* STORED DATA:
*-*-*

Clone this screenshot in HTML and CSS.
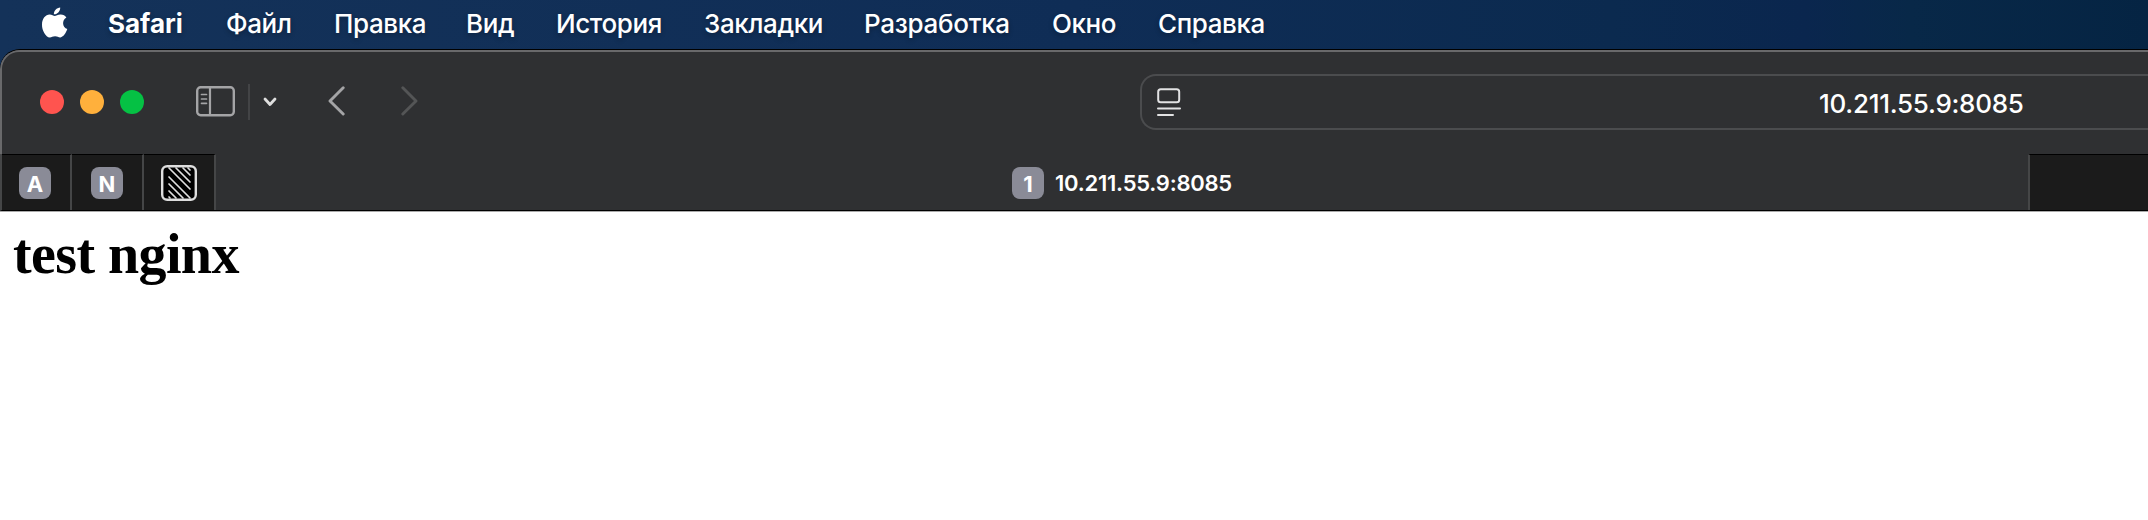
FILE: index.html
```html
<!DOCTYPE html>
<html lang="ru">
<head>
<meta charset="utf-8">
<title>10.211.55.9:8085</title>
<link rel="stylesheet" href="styles.css">
</head>
<body>
<nav class="menubar">
  <svg class="apple" width="28" height="34" viewBox="0 0 28 34"><path fill="#fff" d="M19.2 1.4c.3 3.3-2.9 7.2-6.300 6.900C12.500 5 15.800 1.500 19.200 1.400zM13.700 10c1.300 0 3.200-1.600 6-1.500 2.500.1 4.500 1.200 5.700 3-4.900 3-4.100 9.700.9 11.600-1 2.900-3.700 8.200-6.900 8.300-2 .1-2.800-1.200-5.300-1.200s-3.400 1.200-5.300 1.200C4.700 31.400.8 24 1 18.400c.1-5.700 3.400-9.700 7.700-9.800 2.100 0 3.900 1.400 5 1.400z"/></svg>
  <span class="menu app">Safari</span>
  <span class="menu file">Файл</span>
  <span class="menu edit">Правка</span>
  <span class="menu view">Вид</span>
  <span class="menu history">История</span>
  <span class="menu bookmarks">Закладки</span>
  <span class="menu develop">Разработка</span>
  <span class="menu window-menu">Окно</span>
  <span class="menu help">Справка</span>
</nav>
<div class="window">
  <header class="toolbar">
    <div class="lights"><i class="light red"></i><i class="light yellow"></i><i class="light green"></i></div>
    <svg class="sidebar-icon" width="39" height="31" viewBox="0 0 39 31" fill="none" stroke="#a4a4a6"><rect x="1.200" y="1.200" width="36.600" height="28" rx="3.500" stroke-width="2.400"/><path d="M14 1v28" stroke-width="2.200"/><path d="M5.500 8.500h5M5.500 13h5M5.500 17.300h5" stroke-width="1.700" stroke-linecap="round"/></svg>
    <i class="divider"></i>
    <svg class="chevron" width="14" height="10" viewBox="0 0 14 10"><path d="M2 2l5 5.500L12 2" fill="none" stroke="#dedede" stroke-width="2.800" stroke-linecap="round" stroke-linejoin="round"/></svg>
    <svg class="back" width="17" height="30" viewBox="0 0 17 30"><path d="M15.200 1.800L2 15l13.200 13" fill="none" stroke="#a4a4a6" stroke-width="2.900" stroke-linecap="round" stroke-linejoin="round"/></svg>
    <svg class="forward" width="17" height="30" viewBox="0 0 17 30"><path d="M1.800 1.800L15 15 1.800 28" fill="none" stroke="#545556" stroke-width="2.900" stroke-linecap="round" stroke-linejoin="round"/></svg>
    <div class="address">
      <svg class="reader" width="24" height="28" viewBox="0 0 24 28" fill="none" stroke="#e2e2e3" stroke-width="2" stroke-linecap="round"><rect x="1.200" y="1.200" width="21" height="13" rx="2.500"/><path d="M1 20.500h22M1 27h15"/></svg>
      <span class="url">10.211.55.9:8085</span>
    </div>
  </header>
  <div class="tabs">
    <div class="pinned first"><b class="badge">A</b></div>
    <div class="pinned"><b class="badge">N</b></div>
    <div class="pinned">
      <svg width="36" height="36" viewBox="0 0 36 36"><rect x="1.200" y="1.200" width="33.600" height="33.600" rx="5" fill="#000" stroke="#dedede" stroke-width="2.400"/><path fill="none" stroke="#dedede" stroke-width="1.700" stroke-linecap="round" d="M8 3l21 21M15 3l14 14M22 3l7 7M27 3l2 2M8 12l21 21M8 19l14 14M8 26l7 7M8 32l1 1"/></svg>
    </div>
    <div class="tab"><b class="badge">1</b><span class="tab-title">10.211.55.9:8085</span></div>
    <div class="rest"></div>
  </div>
  <main class="page"><h1>test nginx</h1></main>
</div>
</body>
</html>
```
FILE: styles.css
```css
* { box-sizing: border-box; }
body { margin: 0; width: 2148px; height: 520px; overflow: hidden; font-family: Inter, "Liberation Sans", sans-serif; background: linear-gradient(90deg, #143259 0, #0f2d56 50%, #0b2a4f 75%, #0a264e 84%, #082848 89%, #052443 100%); }
.menubar { display: flex; height: 49px; padding-left: 41px; color: #fff; font-size: 26px; line-height: 47px; font-weight: 500; white-space: nowrap; text-shadow: 0 2px 5px rgba(0,0,0,.3); }
.apple { margin: 6px 39px 0 0; flex: none; }
.menu { flex: none; letter-spacing: -.4px; }
.app { width: 118px; font-weight: 700; letter-spacing: 0; }
.file { width: 108px; }
.edit { width: 132px; }
.view { width: 90px; }
.history { width: 148px; }
.bookmarks { width: 160px; }
.develop { width: 188px; letter-spacing: -.3px; }
.window-menu { width: 106px; }
.window { height: 471px; border-top: 1px solid #000; border-radius: 20px 0 0; overflow: hidden; background: #2f3032; }
.toolbar { display: flex; height: 104px; border: solid #69696b; border-width: 2px 0 0 2px; border-radius: 19px 0 0; padding-left: 38px; }
.lights { display: flex; gap: 16px; margin-top: 38px; }
.light { width: 24px; height: 24px; border-radius: 50%; }
.red { background: #ff544f; }
.yellow { background: #ffb03c; }
.green { background: #05c144; }
.sidebar-icon { margin: 34px 0 0 52px; }
.divider { width: 2px; height: 36px; background: #434446; margin: 32px 0 0 13px; }
.chevron { margin: 45px 0 0 13px; }
.back { margin: 34px 0 0 51px; }
.forward { margin: 34px 0 0 56px; }
.address { display: flex; flex: 1; margin: 22px 0 0 722px; height: 56px; border: 2px solid #4b4c4e; border-right: 0; border-radius: 16px 0 0 16px; padding-left: 15px; }
.reader { margin-top: 12px; flex: none; }
.url { margin-left: 638px; color: #fff; font-size: 26px; font-weight: 500; line-height: 55px; letter-spacing: -.27px; white-space: nowrap; }
.tabs { display: flex; height: 57px; border-left: 2px solid #454647; border-bottom: 1px solid #000; }
.pinned { display: flex; align-items: center; justify-content: center; width: 72px; padding-top: 1px; background: #1b1b1b; border-top: 1px solid #000; border-right: 2px solid #454647; }
.first { width: 70px; padding-right: 2px; }
.badge { display: flex; align-items: center; justify-content: center; width: 32px; height: 32px; padding-top: 1px; border-radius: 8px; background: #8a8b97; color: #fff; font-size: 22px; font-weight: 700; }
.tab { display: flex; align-items: center; justify-content: center; gap: 11px; width: 1812px; padding-top: 2px; }
.tab-title { color: #fff; font-size: 22px; font-weight: 600; letter-spacing: -.25px; }
.rest { flex: 1; background: #1b1b1b; border-top: 1px solid #000; border-left: 2px solid #454647; }
.page { height: 310px; border-top: 1px solid #aaa; background: #fff; padding: 10px 13px; color: #000; font-family: "Liberation Serif", serif; }
.page h1 { margin: 0; font-size: 56px; line-height: 64px; font-weight: 700; letter-spacing: -.6px; }
```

*-*-*

* GOAL:
Exclude the pictures, and transcribe all of the material exactly.

* SOLUTION TO THIS PROBLEM:
Clone this screenshot in HTML and CSS.
FILE: index.html
```html
<!DOCTYPE html>
<html lang="ru">
<head>
<meta charset="utf-8">
<title>10.211.55.9:8085</title>
<link rel="stylesheet" href="styles.css">
</head>
<body>
<nav class="menubar">
  <svg class="apple" width="28" height="34" viewBox="0 0 28 34"><path fill="#fff" d="M19.2 1.4c.3 3.3-2.9 7.2-6.300 6.900C12.500 5 15.800 1.500 19.200 1.400zM13.700 10c1.300 0 3.200-1.600 6-1.500 2.500.1 4.500 1.200 5.700 3-4.900 3-4.100 9.700.9 11.600-1 2.900-3.700 8.200-6.900 8.300-2 .1-2.800-1.200-5.300-1.200s-3.400 1.200-5.300 1.200C4.700 31.400.8 24 1 18.400c.1-5.700 3.400-9.700 7.700-9.800 2.100 0 3.900 1.400 5 1.400z"/></svg>
  <span class="menu app">Safari</span>
  <span class="menu file">Файл</span>
  <span class="menu edit">Правка</span>
  <span class="menu view">Вид</span>
  <span class="menu history">История</span>
  <span class="menu bookmarks">Закладки</span>
  <span class="menu develop">Разработка</span>
  <span class="menu window-menu">Окно</span>
  <span class="menu help">Справка</span>
</nav>
<div class="window">
  <header class="toolbar">
    <div class="lights"><i class="light red"></i><i class="light yellow"></i><i class="light green"></i></div>
    <svg class="sidebar-icon" width="39" height="31" viewBox="0 0 39 31" fill="none" stroke="#a4a4a6"><rect x="1.200" y="1.200" width="36.600" height="28" rx="3.500" stroke-width="2.400"/><path d="M14 1v28" stroke-width="2.200"/><path d="M5.500 8.500h5M5.500 13h5M5.500 17.300h5" stroke-width="1.700" stroke-linecap="round"/></svg>
    <i class="divider"></i>
    <svg class="chevron" width="14" height="10" viewBox="0 0 14 10"><path d="M2 2l5 5.500L12 2" fill="none" stroke="#dedede" stroke-width="2.800" stroke-linecap="round" stroke-linejoin="round"/></svg>
    <svg class="back" width="17" height="30" viewBox="0 0 17 30"><path d="M15.200 1.800L2 15l13.200 13" fill="none" stroke="#a4a4a6" stroke-width="2.900" stroke-linecap="round" stroke-linejoin="round"/></svg>
    <svg class="forward" width="17" height="30" viewBox="0 0 17 30"><path d="M1.800 1.800L15 15 1.800 28" fill="none" stroke="#545556" stroke-width="2.900" stroke-linecap="round" stroke-linejoin="round"/></svg>
    <div class="address">
      <svg class="reader" width="24" height="28" viewBox="0 0 24 28" fill="none" stroke="#e2e2e3" stroke-width="2" stroke-linecap="round"><rect x="1.200" y="1.200" width="21" height="13" rx="2.500"/><path d="M1 20.500h22M1 27h15"/></svg>
      <span class="url">10.211.55.9:8085</span>
    </div>
  </header>
  <div class="tabs">
    <div class="pinned first"><b class="badge">A</b></div>
    <div class="pinned"><b class="badge">N</b></div>
    <div class="pinned">
      <svg width="36" height="36" viewBox="0 0 36 36"><rect x="1.200" y="1.200" width="33.600" height="33.600" rx="5" fill="#000" stroke="#dedede" stroke-width="2.400"/><path fill="none" stroke="#dedede" stroke-width="1.700" stroke-linecap="round" d="M8 3l21 21M15 3l14 14M22 3l7 7M27 3l2 2M8 12l21 21M8 19l14 14M8 26l7 7M8 32l1 1"/></svg>
    </div>
    <div class="tab"><b class="badge">1</b><span class="tab-title">10.211.55.9:8085</span></div>
    <div class="rest"></div>
  </div>
  <main class="page"><h1>test nginx</h1></main>
</div>
</body>
</html>
```
FILE: styles.css
```css
* { box-sizing: border-box; }
body { margin: 0; width: 2148px; height: 520px; overflow: hidden; font-family: Inter, "Liberation Sans", sans-serif; background: linear-gradient(90deg, #143259 0, #0f2d56 50%, #0b2a4f 75%, #0a264e 84%, #082848 89%, #052443 100%); }
.menubar { display: flex; height: 49px; padding-left: 41px; color: #fff; font-size: 26px; line-height: 47px; font-weight: 500; white-space: nowrap; text-shadow: 0 2px 5px rgba(0,0,0,.3); }
.apple { margin: 6px 39px 0 0; flex: none; }
.menu { flex: none; letter-spacing: -.4px; }
.app { width: 118px; font-weight: 700; letter-spacing: 0; }
.file { width: 108px; }
.edit { width: 132px; }
.view { width: 90px; }
.history { width: 148px; }
.bookmarks { width: 160px; }
.develop { width: 188px; letter-spacing: -.3px; }
.window-menu { width: 106px; }
.window { height: 471px; border-top: 1px solid #000; border-radius: 20px 0 0; overflow: hidden; background: #2f3032; }
.toolbar { display: flex; height: 104px; border: solid #69696b; border-width: 2px 0 0 2px; border-radius: 19px 0 0; padding-left: 38px; }
.lights { display: flex; gap: 16px; margin-top: 38px; }
.light { width: 24px; height: 24px; border-radius: 50%; }
.red { background: #ff544f; }
.yellow { background: #ffb03c; }
.green { background: #05c144; }
.sidebar-icon { margin: 34px 0 0 52px; }
.divider { width: 2px; height: 36px; background: #434446; margin: 32px 0 0 13px; }
.chevron { margin: 45px 0 0 13px; }
.back { margin: 34px 0 0 51px; }
.forward { margin: 34px 0 0 56px; }
.address { display: flex; flex: 1; margin: 22px 0 0 722px; height: 56px; border: 2px solid #4b4c4e; border-right: 0; border-radius: 16px 0 0 16px; padding-left: 15px; }
.reader { margin-top: 12px; flex: none; }
.url { margin-left: 638px; color: #fff; font-size: 26px; font-weight: 500; line-height: 55px; letter-spacing: -.27px; white-space: nowrap; }
.tabs { display: flex; height: 57px; border-left: 2px solid #454647; border-bottom: 1px solid #000; }
.pinned { display: flex; align-items: center; justify-content: center; width: 72px; padding-top: 1px; background: #1b1b1b; border-top: 1px solid #000; border-right: 2px solid #454647; }
.first { width: 70px; padding-right: 2px; }
.badge { display: flex; align-items: center; justify-content: center; width: 32px; height: 32px; padding-top: 1px; border-radius: 8px; background: #8a8b97; color: #fff; font-size: 22px; font-weight: 700; }
.tab { display: flex; align-items: center; justify-content: center; gap: 11px; width: 1812px; padding-top: 2px; }
.tab-title { color: #fff; font-size: 22px; font-weight: 600; letter-spacing: -.25px; }
.rest { flex: 1; background: #1b1b1b; border-top: 1px solid #000; border-left: 2px solid #454647; }
.page { height: 310px; border-top: 1px solid #aaa; background: #fff; padding: 10px 13px; color: #000; font-family: "Liberation Serif", serif; }
.page h1 { margin: 0; font-size: 56px; line-height: 64px; font-weight: 700; letter-spacing: -.6px; }
```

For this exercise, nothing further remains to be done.